For the circular economy to achieve its full potential it will need adequate policies that promote research and development so as to establish changes in entire systems; uniting researchers, technology centres, industry and SMEs, the primary sector, entrepreneurs, users, governments and civil society.
An excellent example is the role that research must take in developing decarbonisation technologies. Many of the processes that turn CO2 and other waste products into valuable building blocks are still at elementary stages of development. The EU is trying to promote research activities that “will help make the circular economy an industrial reality, and will help decarbonise industry. By making processes more efficient and sustainable, R&I will also boost European competitiveness.” Examples include the field of catalysis, industrial biotechnology, waste and resource management, and closed loop manufacturing systems (to name but a few).

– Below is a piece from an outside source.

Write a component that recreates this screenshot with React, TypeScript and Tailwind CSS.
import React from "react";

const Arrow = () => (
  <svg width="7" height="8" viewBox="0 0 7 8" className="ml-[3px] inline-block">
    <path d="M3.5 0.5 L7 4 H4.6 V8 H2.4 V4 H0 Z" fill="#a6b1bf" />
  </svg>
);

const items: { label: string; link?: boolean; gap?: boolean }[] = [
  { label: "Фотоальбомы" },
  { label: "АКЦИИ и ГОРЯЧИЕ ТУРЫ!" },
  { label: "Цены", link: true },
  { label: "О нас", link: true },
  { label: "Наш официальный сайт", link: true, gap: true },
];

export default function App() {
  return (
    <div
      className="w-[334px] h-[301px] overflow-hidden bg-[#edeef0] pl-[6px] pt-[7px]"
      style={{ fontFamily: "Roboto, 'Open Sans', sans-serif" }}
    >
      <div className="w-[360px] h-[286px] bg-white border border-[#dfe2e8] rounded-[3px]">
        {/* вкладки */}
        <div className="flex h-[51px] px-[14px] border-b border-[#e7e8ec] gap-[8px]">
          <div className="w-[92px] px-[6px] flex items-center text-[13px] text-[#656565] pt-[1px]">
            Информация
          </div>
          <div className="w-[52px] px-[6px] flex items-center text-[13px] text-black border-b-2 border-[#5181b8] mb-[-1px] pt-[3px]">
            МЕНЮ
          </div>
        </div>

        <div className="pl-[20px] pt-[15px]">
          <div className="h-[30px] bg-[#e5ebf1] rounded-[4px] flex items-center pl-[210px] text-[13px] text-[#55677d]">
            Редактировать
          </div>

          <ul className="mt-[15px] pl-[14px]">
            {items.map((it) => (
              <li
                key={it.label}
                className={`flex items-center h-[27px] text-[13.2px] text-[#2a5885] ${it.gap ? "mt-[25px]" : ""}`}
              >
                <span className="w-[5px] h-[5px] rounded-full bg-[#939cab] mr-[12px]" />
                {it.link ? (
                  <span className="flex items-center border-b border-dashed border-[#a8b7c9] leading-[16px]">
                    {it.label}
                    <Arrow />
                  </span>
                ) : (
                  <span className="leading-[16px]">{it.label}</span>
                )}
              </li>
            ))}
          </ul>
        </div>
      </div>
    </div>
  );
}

At The Circular Economy Coalition for Europe (CEC4Europe) “Science and Research for Circular Economy” symposium, a wide array of innovative research topics were presented. Topics presented included, the use of resources for pop-up housing environments following natural disasters or migration waves; the role of circular economy to ensure raw material supply for e-mobility in Germany; and the energetic relevance and purpose of different closing-the-loop concepts using textiles.

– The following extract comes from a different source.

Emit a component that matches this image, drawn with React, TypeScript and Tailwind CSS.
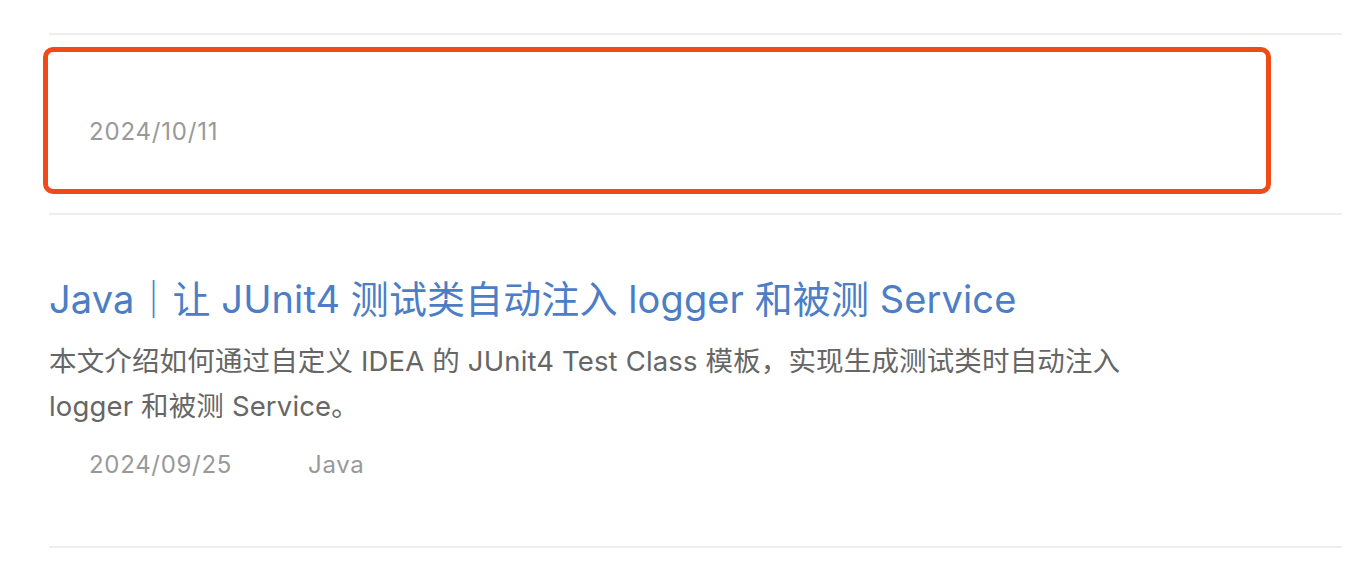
import React from "react";

const font = {
  fontFamily:
    '"Inter", "Noto Sans CJK SC", "Noto Sans", sans-serif',
};

export default function App() {
  return (
    <div
      className="w-[1364px] h-[582px] bg-white overflow-hidden pl-[49px] pr-[22px] pt-[33px]"
      style={font}
    >
      <div className="border-t-2 border-[#eeeeee] h-[180px] pt-[12px]">
        <div className="-ml-[6px] w-[1228px] h-[147px] border-[5px] border-[#f04b16] rounded-[10px] pl-[41px] pt-[64px]">
          <div className="text-[24px] leading-[32px] tracking-[0.8px] text-[#999999]">
            2024/10/11
          </div>
        </div>
      </div>
      <div className="border-t-2 border-[#eeeeee] h-[333px] pt-[60px]">
        <h2 className="text-[38px] leading-[48px] tracking-[0.1px] text-[#4b7ec6] font-normal">
          Java｜让 JUnit4 测试类自动注入 logger 和被测 Service
        </h2>
        <p className="mt-[16px] w-[1110px] text-[27.5px] leading-[45px] tracking-[0.15px] text-[#666666]">
          本文介绍如何通过自定义 IDEA 的 JUnit4 Test Class 模板，实现生成测试类时自动注入 logger 和被测 Service。
        </p>
        <div className="mt-[20px] flex items-center pl-[40px] text-[24px] leading-[32px] tracking-[0.7px] text-[#999999]">
          <span className="w-[219px]">2024/09/25</span>
          <span>Java</span>
        </div>
      </div>
      <div className="border-t-2 border-[#eeeeee]" />
    </div>
  );
}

The potential for research to contribute extensively to the implementation of the circular economy is a wake-up call and a clear message that if science, policy and business can come together and close the circle then a significant step towards meeting climate goals can be taken.
“A more scientifically and fact based approach: a systematic analysis of our future raw material needs and all relevant secondary raw material sources is needed so we can achieve the common goals of the circular economy – environmental protection, securing of raw materials, economic benefit, and growth – in an effective and efficient manner, based on scientific evidence.”